3.12. Individual seniority will not be recognized or applied to employees working on this Project.
R.19, Joint Ex. 4 at 12.
. The ALJ’s opinion certainly is relevant to the propriety of section 100 relief. Evaluating the Director’s likelihood of success calls for a predictive judgment about how the NLRB is likely to rule. The ALJ is the NLRB’s first-level decisionmaker, and, ''[h]av-ing presided over the merits hearing, the ALJ’s factual and legal determinations supply a useful benchmark against which the Director's prospects of success may be weighed.” Bloedom v. Francisco Foods, Inc., 276 F.3d 270, 288 (7th Cir.2001).

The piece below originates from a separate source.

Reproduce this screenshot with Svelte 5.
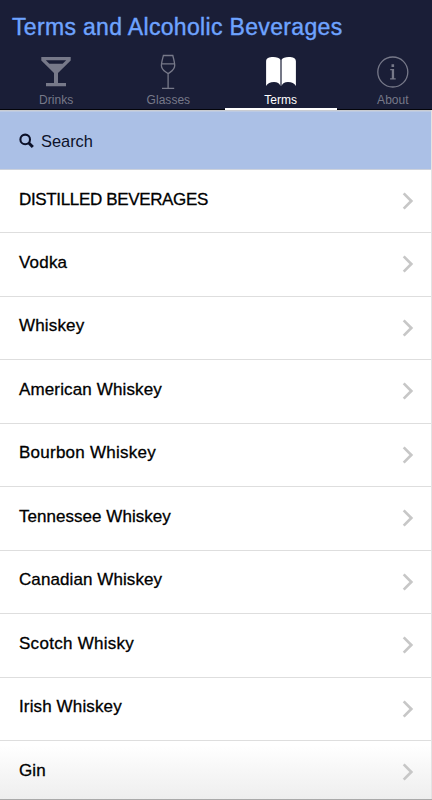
<script>
  const tabs = ['Drinks', 'Glasses', 'Terms', 'About'];
  const active = 'Terms';
  const terms = [
    { name: 'DISTILLED BEVERAGES', spacing: -0.35 },
    { name: 'Vodka', spacing: 0.2 },
    { name: 'Whiskey', spacing: 0.15 },
    { name: 'American Whiskey', spacing: 0.14 },
    { name: 'Bourbon Whiskey', spacing: 0.25 },
    { name: 'Tennessee Whiskey', spacing: 0.04 },
    { name: 'Canadian Whiskey', spacing: 0.09 },
    { name: 'Scotch Whisky', spacing: 0.28 },
    { name: 'Irish Whiskey', spacing: 0.13 },
    { name: 'Gin', spacing: 0.1 }
  ];
</script>

<div class="app">
  <header>
    <h1>Terms and Alcoholic Beverages</h1>
    <nav>
      {#each tabs as tab}
        <button class="tab" class:active={tab === active}>
          <svg width="36" height="36" viewBox="0 0 36 36" fill="none" stroke="currentColor">
            {#if tab === 'Drinks'}
              <path fill="currentColor" stroke="none" fill-rule="evenodd" d="M3.3 3h29.4v3.4L20 19v10h8v3.2H8V29h8V19L3.3 6.4ZM7.8 6.3l3.6 3.5h13.2l3.6-3.5Z" />
            {:else if tab === 'Glasses'}
              <path stroke-width="1.3" d="M13.4 1.5h9.4c1 3.8 1.9 7.3 1.9 9.9 0 4.4-3.2 5.7-6.6 8.4-3.4-2.7-6.7-4-6.7-8.4 0-2.6 1-6.1 2-9.9ZM11.6 9.9h13M18.1 19.8v14M12 34.3h12.2" />
            {:else if tab === 'Terms'}
              <path fill="currentColor" stroke="none" d="M3.1 7.2C3.1 4.2 6 3 10.3 3c3.4 0 6.2.8 7.1 2.8v26.1c-.8-2.5-3-4-6.4-4-3.8 0-6.4 1.2-7.9 4ZM32.9 7.2C32.9 4.2 30 3 25.7 3c-3.4 0-6.2.8-7.1 2.8v26.1c.8-2.5 3-4 6.4-4 3.8 0 6.4 1.2 7.9 4Z" />
            {:else}
              <circle cx="17.8" cy="18" r="15" stroke-width="1.3" />
              <path fill="currentColor" stroke="none" d="M16.5 10.2h2.6v2.7h-2.6ZM15.2 15h3.9v9.2h1.6v1.2h-5.6v-1.2h1.7v-7.9h-1.6Z" />
            {/if}
          </svg>
          <span>{tab}</span>
        </button>
      {/each}
    </nav>
  </header>

  <main>
    <div class="search">
      <svg width="16" height="16" viewBox="0 0 16 16" fill="none" stroke="currentColor">
        <circle cx="6.2" cy="6.4" r="4.8" stroke-width="2.1" />
        <path d="m9.8 10 4 4" stroke-width="3" />
      </svg>
      <span>Search</span>
    </div>
    <ul>
      {#each terms as term}
        <li>
          <span style="letter-spacing: {term.spacing}px">{term.name}</span>
          <svg width="12" height="18" viewBox="0 0 12 18" fill="none" stroke="#c7c7c7" stroke-width="2.7">
            <path d="m1.7 1.4 7.6 7.6-7.6 7.6" />
          </svg>
        </li>
      {/each}
    </ul>
  </main>
</div>

<style>
  :global(body) {
    margin: 0;
    overflow: hidden;
  }
  .app {
    width: 432px;
    height: 800px;
    box-sizing: border-box;
    overflow: hidden;
    display: flex;
    flex-direction: column;
    background: #fff;
    font-family: "Liberation Sans", Arial, sans-serif;
    border-bottom: 1px solid #a9a9a9;
  }
  header {
    height: 110px;
    flex: none;
    box-sizing: border-box;
    background: #1a1e37;
    border-bottom: 1px solid #03040a;
    display: flex;
    flex-direction: column;
  }
  h1 {
    height: 54px;
    margin: 0;
    padding-left: 12px;
    font-size: 23px;
    line-height: 54px;
    font-weight: 400;
    letter-spacing: 0.33px;
    white-space: nowrap;
    color: #6ea3ff;
    -webkit-text-stroke: 0.4px #6ea3ff;
  }
  nav {
    display: flex;
    width: 449px;
    height: 56px;
    flex: none;
  }
  .tab {
    flex: 1;
    box-sizing: border-box;
    height: 56px;
    padding: 0;
    border: 0;
    border-bottom: 1px solid #03040a;
    background: none;
    color: #777989;
    font: 12px/14px "Liberation Sans", Arial, sans-serif;
    letter-spacing: 0.03px;
    display: flex;
    flex-direction: column;
    align-items: center;
    justify-content: flex-start;
  }
  .tab svg {
    flex: none;
    margin-bottom: 3px;
  }
  .tab.active {
    color: #fff;
    border-bottom: 2px solid #fff;
  }
  main {
    flex: 1;
    min-height: 0;
    margin-right: 1px;
    box-shadow: 1px 0 #e3e3e3;
    border-top: 1px solid #c9ccd2;
  }
  .search {
    height: 58px;
    box-sizing: border-box;
    border-top: 1px solid #bccae4;
    display: flex;
    align-items: center;
    padding: 1px 0 0 19px;
    background: #abc0e6;
    color: #0c1129;
    font-size: 16.4px;
    gap: 6px;
  }
  ul {
    list-style: none;
    margin: 0;
    padding: 0;
    border-top: 1px solid #cdd2dc;
    background: linear-gradient(#fff 575px, #ededed 632px);
  }
  li {
    height: 63.5px;
    box-sizing: border-box;
    border-bottom: 1px solid #dedede;
    display: flex;
    align-items: center;
    justify-content: space-between;
    padding: 0 17px 3px 19px;
    font-size: 17px;
    color: #000;
    -webkit-text-stroke: 0.3px #000;
  }
  li:first-child {
    height: 63px;
  }
  li svg {
    margin-top: 3px;
  }
</style>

. See also NLRB v. Ampex Corp., 442 F.2d 82, 86-87 (7th Cir.1971) (striking as overbroad an order that prevented the company from acting "in any other manner” to violate the Act); NLRB v. Elliott-Williams Co., 345 F.2d 460, 464-65 (7th Cir.1965) (striking down as over-broad a portion of an order that enjoined an employer from "in any other manner” interfering with its employees' organizational and bargaining rights); NLRB v. Thompson Ramo Wooldridge, Inc., 305 F.2d 807, 810-11 (7th Cir.1962) (refusing to enforce an order that prohibited violations of the statute "in any other manner”); NLRB v. J.I. Case Co., 134 F.2d 70, 73 (7th Cir.1943) (refusing to enforce an order restraining violations of the act "in any manner”); NLRB v. Stone, 125 F.2d 752, 757 (7th Cir.1942) (similarly striking down an injunction prohibiting violations “in any other manner”).